Pros and Cons of Positive Gearing
The advantages of positive gearing are:
- increased income – extra money in your pocket is never a bad thing
- low risk – because your income from the property covers its associated costs, you are at much lower risk of defaulting, even if your life circumstances change
- balanced portfolio – it’s possible to use a positively geared property to balance the shortfall from negatively geared investments
- lender attractiveness – if you seek additional loans, the extra income can make you an attractive prospect
There are disadvantages as well, though, including:
- taxability – you’ll have to pay tax on income from a positively geared property
- slower long-term growth – if your property is in a low growth area, you may be getting your income at the cost of slow capital growth
- being more volatile – if conditions in the area change and make it a less desirable rental location, your income may very quickly be threatened
Negatively Geared Properties
As you might expect, negative gearing is the exact inverse of what we described above: if you make less income from your property than it costs you to keep it, then it is negatively geared. The value in negatively geared properties is their expected capital growth in the future, which will hopefully negate short-term losses in the present.
That’s why negatively geared houses are often called ‘capital growth properties’. They are usually bought by savvy investors who can see that a particular area is ripe for development and growth, typically in areas close to capital cities where prices are still relatively low but can reasonably be predicted to rise in the near future.
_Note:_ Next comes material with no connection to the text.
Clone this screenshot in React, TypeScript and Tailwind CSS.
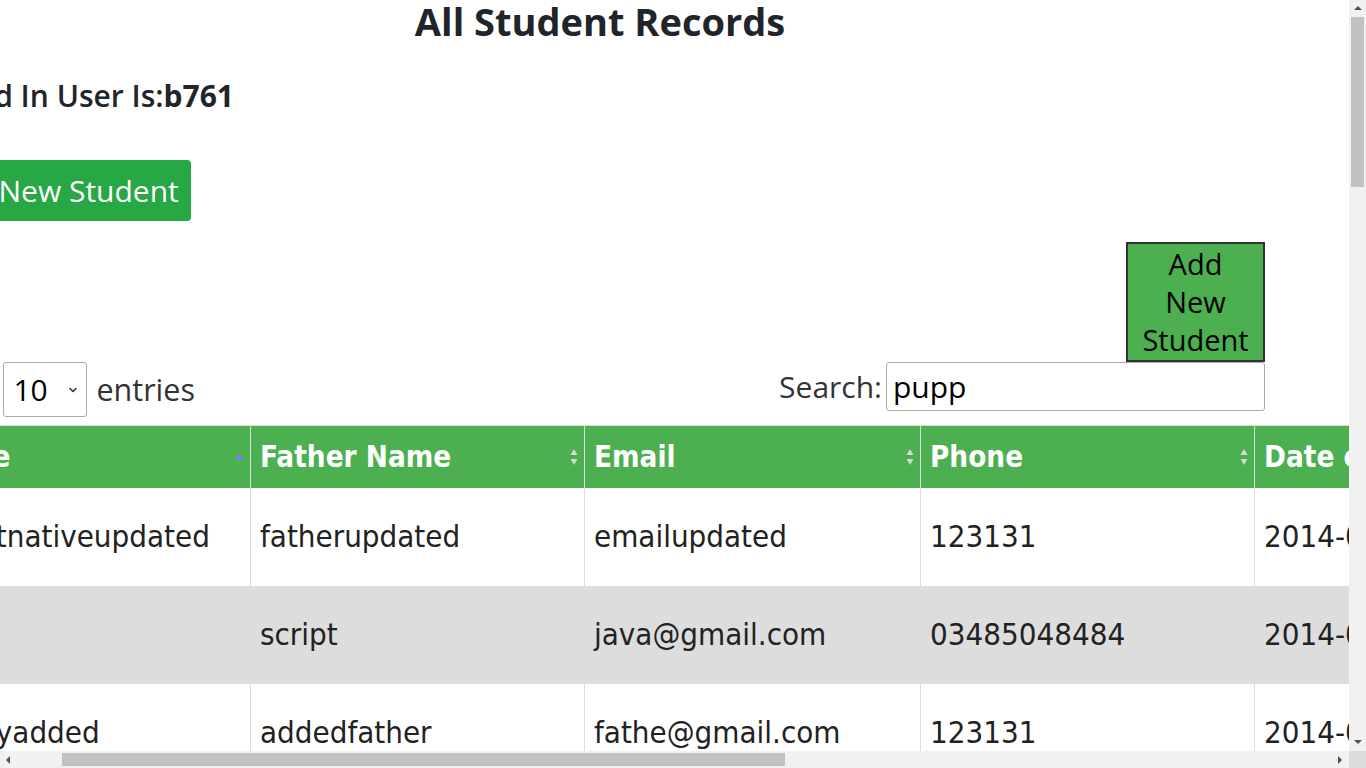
import { ChevronDown } from "lucide-react";

type Student = {
  name: string;
  father: string;
  email: string;
  phone: string;
  dob: string;
  address: string;
};

const students: Student[] = [
  {
    name: "pupptnativeupdated",
    father: "fatherupdated",
    email: "emailupdated",
    phone: "123131",
    dob: "2014-02-11",
    address: "addressupdated",
  },
  {
    name: "pupp",
    father: "script",
    email: "java@gmail.com",
    phone: "03485048484",
    dob: "2014-02-19",
    address: "lahore",
  },
  {
    name: "puppyadded",
    father: "addedfather",
    email: "fathe@gmail.com",
    phone: "123131",
    dob: "2014-03-04",
    address: "islamabad",
  },
];

const columns = ["Name", "Father Name", "Email", "Phone", "Date of Birth", "Address"];

const SortIcon = ({ active }: { active?: boolean }) =>
  active ? (
    <svg width="9" height="8" viewBox="0 0 9 8" className="shrink-0">
      <path d="M4.5 0 L9 7 L0 7 Z" fill="#8080e0" />
    </svg>
  ) : (
    <svg width="8" height="18" viewBox="0 0 8 18" className="shrink-0">
      <path d="M4 1 L7.5 7 L0.5 7 Z" fill="#d6d6d6" />
      <path d="M4 17 L7.5 11 L0.5 11 Z" fill="#d6d6d6" />
    </svg>
  );

const Triangle = ({ dir }: { dir: "up" | "down" | "left" | "right" }) => {
  const d = {
    up: "M4 1 L8 5 L0 5 Z",
    down: "M0 1 L8 1 L4 5 Z",
    left: "M5 0 L5 8 L1 4 Z",
    right: "M1 0 L5 4 L1 8 Z",
  }[dir];
  return (
    <svg width="8" height="8" viewBox="0 0 8 8">
      <path d={d} fill="#505050" />
    </svg>
  );
};

const App = () => {
  return (
    <div className="flex h-screen w-screen flex-col overflow-hidden bg-white">
      <div className="flex min-h-0 flex-1">
        <div className="min-w-0 flex-1 overflow-hidden">
          <div className="-ml-[85px] w-[2200px] font-['Open_Sans',sans-serif] text-[#212529]">
            <div className="w-[1370px] text-center">
              <h2 className="text-[38px] leading-[43px] font-bold">All Student Records</h2>
            </div>

            <h4 className="mt-[33px] -ml-[6px] text-[30px] leading-[40px] font-semibold">
              Logged In User Is:<b className="font-bold">b761</b>
            </h4>

            <button className="mt-[44px] ml-[8px] rounded-[4px] bg-[#28a745] px-[12px] py-[9px] text-[30px] leading-[43px] text-white">
              Add New Student
            </button>

            <div className="flex w-[1350px] justify-end pt-[21px]">
              <button className="flex w-[139px] flex-col items-center border-2 border-[#333] bg-[#4CAF50] py-[1px] text-[29px] leading-[38px] text-black">
                <span>Add</span>
                <span>New</span>
                <span>Student</span>
              </button>
            </div>

            <div className="flex w-[1350px] items-start justify-between">
              <div className="flex items-center gap-[9px] text-[30.5px] font-medium text-[#333]">
                <span>Show</span>
                <div className="relative ml-[2px]">
                  <select className="h-[55px] w-[84px] appearance-none rounded-[3px] border border-[#aaa] bg-white pl-[9px] text-[30px] font-normal text-black">
                    <option>10</option>
                  </select>
                  <ChevronDown className="pointer-events-none absolute top-[22px] right-[8px] size-[12px]" strokeWidth={3} />
                </div>
                <span>entries</span>
              </div>
              <label className="flex items-center gap-[4px] text-[30px] font-medium text-[#333]">
                Search:
                <input
                  className="h-[49px] w-[379px] rounded-[3px] border border-[#aaa] px-[6px] text-[30px] font-normal text-black"
                  defaultValue="pupp"
                />
              </label>
            </div>

            <table className="mt-[8px] w-[2000px] table-fixed border-collapse border-t border-[#ddd] font-['DejaVu_Sans_Condensed','DejaVu_Sans',sans-serif] text-[31px] text-[#222]">
              <colgroup>
                <col className="w-[335px]" />
                <col className="w-[334px]" />
                <col className="w-[336px]" />
                <col className="w-[334px]" />
                <col className="w-[334px]" />
                <col className="w-[327px]" />
              </colgroup>
              <thead>
                <tr className="h-[62px] bg-[#4CAF50] text-[29.4px] text-white">
                  {columns.map((c, i) => (
                    <th key={c} className="border-x border-[#ddd] pr-[6px] pl-[9px] text-left font-bold">
                      <div className="flex items-center justify-between">
                        <span>{c}</span>
                        <SortIcon active={i === 0} />
                      </div>
                    </th>
                  ))}
                </tr>
              </thead>
              <tbody>
                {students.map((s, i) => (
                  <tr key={s.name} className={i % 2 === 1 ? "h-[98px] bg-[#ddd]" : "h-[98px] bg-white"}>
                    {[s.name, s.father, s.email, s.phone, s.dob, s.address].map((v, j) => (
                      <td key={j} className="border-x border-[#ddd] px-[9px]">
                        {v}
                      </td>
                    ))}
                  </tr>
                ))}
              </tbody>
            </table>
          </div>
        </div>

        <div className="flex w-[17px] flex-col items-center bg-[#f1f1f1]">
          <div className="flex h-[17px] items-center justify-center">
            <Triangle dir="up" />
          </div>
          <div className="h-[170px] w-[13px] bg-[#c1c1c1]" />
          <div className="flex-1" />
          <div className="flex h-[17px] items-center justify-center">
            <Triangle dir="down" />
          </div>
        </div>
      </div>

      <div className="flex h-[17px]">
        <div className="flex flex-1 items-center bg-[#f1f1f1]">
          <div className="flex w-[17px] justify-center">
            <Triangle dir="left" />
          </div>
          <div className="ml-[45px] h-[13px] w-[723px] bg-[#c1c1c1]" />
          <div className="flex-1" />
          <div className="flex w-[17px] justify-center">
            <Triangle dir="right" />
          </div>
        </div>
        <div className="w-[17px] bg-[#dcdcdc]" />
      </div>
    </div>
  );
};

export default App;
Pros and Cons of Negative Gearing
The big benefits of negative gearing are:
- tax deductions – costs associated with negatively geared properties can be claimed as tax deductions
- capital growth – so long as the expected growth occurs, the capital gains on the property will eventually dwarf the initial losses on rent
- more affordable housing for tenants – this can make it easier to secure long-term, stable tenants
The disadvantages of negative gearing include:
- necessary budgeting – you need enough reserves to get through the inevitable shortfalls for this investment strategy to work
- a long-term strategy – this is not a way to make quick cash, so you need the financial stability to stay in for the long-haul
- higher financial risk – if your financial circumstances change for the worse, you will still need to pay the costs associated with this property.
You may also lose out in the long run if the area you have invested in never experiences the anticipated growth.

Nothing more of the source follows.